Records with interface code
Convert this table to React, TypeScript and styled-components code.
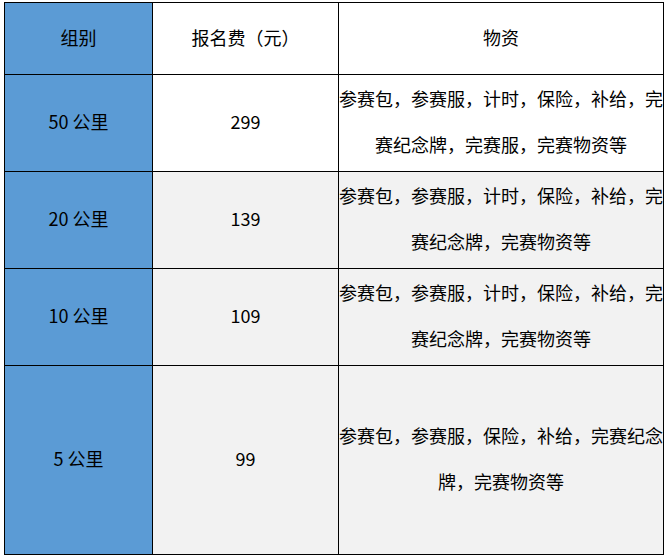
import React from "react";
import styled, { createGlobalStyle } from "styled-components";

const Global = createGlobalStyle`
  html, body { margin: 0; padding: 0; background: #ffffff; }
  body { font-family: "Noto Sans CJK SC", "Noto Sans", sans-serif; }
`;

const Page = styled.div`
  padding: 2px 0 0 4px;
`;

const Grid = styled.div`
  display: inline-grid;
  grid-template-columns: 147px 185px 324px;
  grid-template-rows: 71px 96px 96px 96px 188px;
  gap: 1px;
  padding: 1px;
  background: #000000;
`;

type Tone = "blue" | "white" | "grey";

const Cell = styled.div<{ $tone: Tone }>`
  display: flex;
  align-items: center;
  justify-content: center;
  text-align: center;
  box-sizing: border-box;
  padding-bottom: 4px;
  font-size: 18px;
  line-height: 46px;
  color: #000000;
  background: ${(p) =>
    p.$tone === "blue" ? "#5b9bd5" : p.$tone === "grey" ? "#f2f2f2" : "#ffffff"};
`;

const rows = [
  { group: "50 公里", fee: "299", items: "参赛包，参赛服，计时，保险，补给，完赛纪念牌，完赛服，完赛物资等", tone: "white" as Tone },
  { group: "20 公里", fee: "139", items: "参赛包，参赛服，计时，保险，补给，完赛纪念牌，完赛物资等", tone: "grey" as Tone },
  { group: "10 公里", fee: "109", items: "参赛包，参赛服，计时，保险，补给，完赛纪念牌，完赛物资等", tone: "grey" as Tone },
  { group: "5 公里", fee: "99", items: "参赛包，参赛服，保险，补给，完赛纪念牌，完赛物资等", tone: "grey" as Tone },
];

export default function App() {
  return (
    <>
      <Global />
      <Page>
        <Grid>
          <Cell $tone="blue">组别</Cell>
          <Cell $tone="white">报名费（元）</Cell>
          <Cell $tone="white">物资</Cell>
          {rows.map((r) => (
            <React.Fragment key={r.group}>
              <Cell $tone="blue">{r.group}</Cell>
              <Cell $tone={r.tone}>{r.fee}</Cell>
              <Cell $tone={r.tone}>{r.items}</Cell>
            </React.Fragment>
          ))}
        </Grid>
      </Page>
    </>
  );
}
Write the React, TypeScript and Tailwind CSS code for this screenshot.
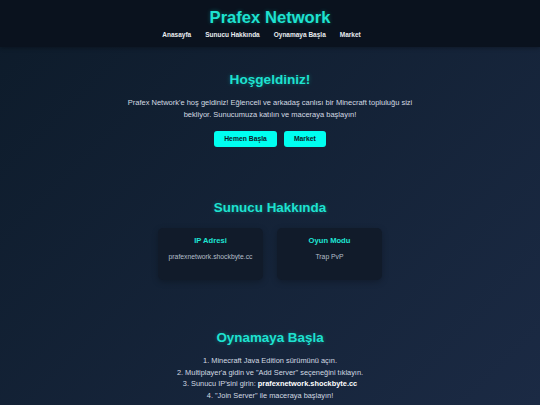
import React from 'react';

const navLinks = ['Anasayfa', 'Sunucu Hakkında', 'Oynamaya Başla', 'Market'];

const steps: React.ReactNode[] = [
  '1. Minecraft Java Edition sürümünü açın.',
  '2. Multiplayer\'a gidin ve "Add Server" seçeneğini tıklayın.',
  <>
    3. Sunucu IP'sini girin: <strong className="font-bold text-white">prafexnetwork.shockbyte.cc</strong>
  </>,
  '4. "Join Server" ile maceraya başlayın!',
];

const glow = '[text-shadow:0_0_4px_rgba(0,255,230,0.3)]';

const InfoCard = ({ title, value }: { title: string; value: string }) => (
  <div className="w-[105px] h-[52px] bg-[#111b2a] rounded-[5px] pt-[8px] flex flex-col items-center shadow-[0_2px_6px_rgba(0,0,0,0.25)]">
    <h3 className="text-[7.6px] leading-[10px] font-bold text-[#1ee6d4]">{title}</h3>
    <p className="mt-[6px] text-[6.8px] leading-[10px] text-[#b4bec9]">{value}</p>
  </div>
);

export default function App() {
  return (
    <div
      className="min-h-[405px] w-full bg-[linear-gradient(135deg,#0d1b2a,#1b2a44)] text-center"
      style={{ fontFamily: '"Liberation Sans", Arial, sans-serif' }}
    >
      <header className="h-[47px] bg-[#0a121e] pt-[7.5px] flex flex-col items-center shadow-[0_1px_4px_rgba(0,0,0,0.3)]">
        <h1 className={`text-[16.6px] leading-[20px] font-bold text-[#1ee2d0] ${glow}`}>Prafex Network</h1>
        <nav className="mt-[2.5px] pr-[17px] flex gap-[14px]">
          {navLinks.map((link) => (
            <a key={link} href="#" className="text-[6.5px] leading-[10px] font-bold text-[#e8ecf0]">
              {link}
            </a>
          ))}
        </nav>
      </header>

      <section className="pt-[25px] flex flex-col items-center">
        <h2 className={`text-[13.6px] leading-[16px] font-bold text-[#1ee2d0] ${glow}`}>Hoşgeldiniz!</h2>
        <p className="mt-[9px] max-w-[296px] text-[7.5px] leading-[12px] text-[#d3dae2]">
          Prafex Network'e hoş geldiniz! Eğlenceli ve arkadaş canlısı bir Minecraft topluluğu sizi bekliyor. Sunucumuza katılın ve maceraya başlayın!
        </p>
        <div className="mt-[10px] flex gap-[7px]">
          <a href="#" className="h-[16px] px-[10px] rounded-[3px] bg-[#00fff0] text-[#0d1b2a] text-[6.8px] font-bold flex items-center">
            Hemen Başla
          </a>
          <a href="#" className="h-[16px] px-[10px] rounded-[3px] bg-[#00fff0] text-[#0d1b2a] text-[6.8px] font-bold flex items-center">
            Market
          </a>
        </div>
      </section>

      <section className="pt-[53px] flex flex-col items-center">
        <h2 className={`text-[13.4px] leading-[16px] font-bold text-[#1ee2d0] ${glow}`}>Sunucu Hakkında</h2>
        <div className="mt-[12px] flex gap-[14px]">
          <InfoCard title="IP Adresi" value="prafexnetwork.shockbyte.cc" />
          <InfoCard title="Oyun Modu" value="Trap PvP" />
        </div>
      </section>

      <section className="pt-[50px] flex flex-col items-center">
        <h2 className={`text-[13.4px] leading-[16px] font-bold text-[#1ee2d0] ${glow}`}>Oynamaya Başla</h2>
        <ol className="mt-[9px] text-[7.4px] leading-[11.6px] text-[#d3dae2]">
          {steps.map((step, i) => (
            <li key={i}>{step}</li>
          ))}
        </ol>
      </section>
    </div>
  );
}
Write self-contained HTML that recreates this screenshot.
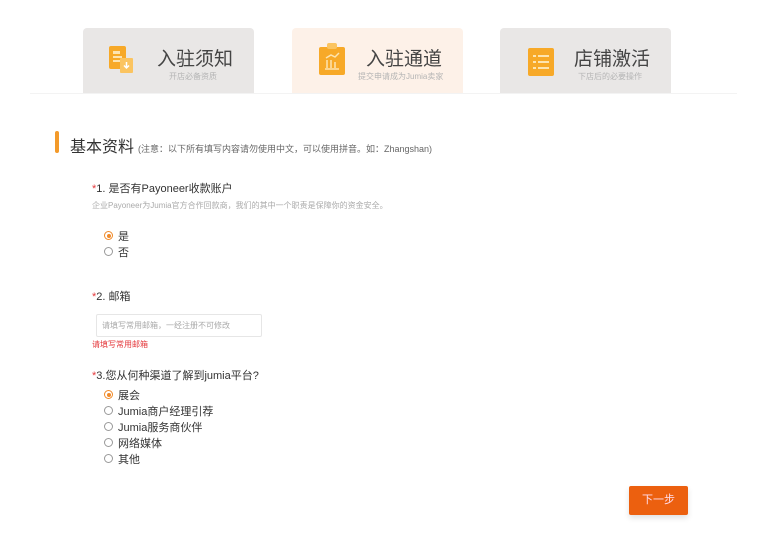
<!DOCTYPE html>
<html><head><meta charset="utf-8"><style>
*{margin:0;padding:0;box-sizing:border-box}
body{width:779px;height:542px;background:#fff;font-family:"Liberation Sans","Noto Sans CJK SC",sans-serif;position:relative;overflow:hidden;color:#333}
.tab{position:absolute;top:28px;width:171px;height:65px;background:#e9e7e6;border-radius:4px 4px 0 0}
.tab.act{background:#fdf1e8}
.tab .t{position:absolute;left:74px;top:16px;font-size:19px;color:#444;letter-spacing:0}
.tab .s{position:absolute;top:43px;font-size:8px;color:#b5b5b5;white-space:nowrap}
.ico{position:absolute;left:26px;top:18px}
.line{position:absolute;left:30px;top:93px;width:707px;height:1px;background:#f3f3f3}
.abs{position:absolute;white-space:nowrap}
.r{position:absolute;width:9px;height:9px;border:1px solid #999;border-radius:50%}
.r.on{border-color:#f08a2a}
.r.on::after{content:"";position:absolute;left:1.5px;top:1.5px;width:4px;height:4px;border-radius:50%;background:#f08a2a}
.star{color:#e4393c}
</style></head><body>
<div class="tab" style="left:83px">
<svg class="ico" width="28" height="30" viewBox="0 0 28 30"><rect x="0" y="0" width="17" height="23" rx="2" fill="#f7a928"/><rect x="4" y="5" width="7" height="3" fill="#fde4b0"/><rect x="4" y="10" width="9" height="2" fill="#fde4b0"/><rect x="4" y="14" width="7" height="2" fill="#fde4b0"/><rect x="11" y="12" width="13" height="15" rx="1" fill="#fbc460"/><path d="M17.5 16v6M15 19.5l2.5 2.5 2.5-2.5" stroke="#fff" stroke-width="1.5" fill="none"/></svg>
<div class="t">入驻须知</div><div class="s" style="left:86px">开店必备资质</div></div>
<div class="tab act" style="left:292px">
<svg class="ico" width="28" height="32" viewBox="0 0 28 32" style="left:27px;top:15px"><rect x="0" y="4" width="26" height="28" rx="2" fill="#f7a928"/><rect x="8" y="0" width="10" height="6" rx="2" fill="#fbc460"/><path d="M6 26h14M8 25v-8M12 25v-8M16 25v-6M7 15l5-3 4 2 4-4" stroke="#fde4b0" stroke-width="1.5" fill="none"/></svg>
<div class="t">入驻通道</div><div class="s" style="left:66px">提交申请成为Jumia卖家</div></div>
<div class="tab" style="left:500px">
<svg class="ico" width="26" height="28" viewBox="0 0 26 28" style="top:20px;left:28px"><rect x="0" y="0" width="26" height="28" rx="2" fill="#f7a928"/><g fill="#fde4b0"><rect x="5" y="7" width="3" height="2"/><rect x="10" y="7" width="11" height="2"/><rect x="5" y="13" width="3" height="2"/><rect x="10" y="13" width="11" height="2"/><rect x="5" y="19" width="3" height="2"/><rect x="10" y="19" width="11" height="2"/></g></svg>
<div class="t">店铺激活</div><div class="s" style="left:78px">下店后的必要操作</div></div>
<div class="line"></div>

<div class="abs" style="left:55px;top:131px;width:4px;height:22px;background:#f39a2a;border-radius:2px"></div>
<div class="abs" style="left:70px;top:133px;font-size:16px;color:#333">基本资料<span style="font-size:9px;color:#666;margin-left:4px">(注意：以下所有填写内容请勿使用中文，可以使用拼音。如：Zhangshan)</span></div>

<div class="abs" style="left:92px;top:180px;font-size:11px"><span class="star">*</span>1. 是否有Payoneer收款账户</div>
<div class="abs" style="left:92px;top:200px;font-size:8px;color:#aaa">企业Payoneer为Jumia官方合作回款商，我们的其中一个职责是保障你的资金安全。</div>
<div class="r on" style="left:104px;top:231px"></div><div class="abs" style="left:118px;top:228px;font-size:11px">是</div>
<div class="r" style="left:104px;top:247px"></div><div class="abs" style="left:118px;top:244px;font-size:11px">否</div>

<div class="abs" style="left:92px;top:288px;font-size:11px"><span class="star">*</span>2. 邮箱</div>
<div class="abs" style="left:96px;top:314px;width:166px;height:23px;border:1px solid #e6e6e6;border-radius:2px"></div>
<div class="abs" style="left:102px;top:320px;font-size:8px;color:#aaa">请填写常用邮箱，一经注册不可修改</div>
<div class="abs" style="left:92px;top:339px;font-size:8px;color:#e4393c">请填写常用邮箱</div>

<div class="abs" style="left:92px;top:367px;font-size:11px"><span class="star">*</span>3.您从何种渠道了解到jumia平台?</div>
<div class="r on" style="left:104px;top:390px"></div><div class="abs" style="left:118px;top:387px;font-size:11px">展会</div>
<div class="r" style="left:104px;top:406px"></div><div class="abs" style="left:118px;top:403px;font-size:11px">Jumia商户经理引荐</div>
<div class="r" style="left:104px;top:422px"></div><div class="abs" style="left:118px;top:419px;font-size:11px">Jumia服务商伙伴</div>
<div class="r" style="left:104px;top:438px"></div><div class="abs" style="left:118px;top:435px;font-size:11px">网络媒体</div>
<div class="r" style="left:104px;top:454px"></div><div class="abs" style="left:118px;top:451px;font-size:11px">其他</div>

<div class="abs" style="left:629px;top:486px;width:59px;height:29px;background:#ec600f;border-radius:2px;color:#fde;font-size:11px;text-align:center;line-height:29px;box-shadow:0 3px 6px rgba(0,0,0,.12)">下一步</div>
</body></html>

_DIRECTIVE:_ Look through the material and copy each line that has "TypeScript".

_WRITTEN SOLUTION:_
Convert this table to React, TypeScript and styled-components code.
Write the React, TypeScript and Tailwind CSS code for this screenshot.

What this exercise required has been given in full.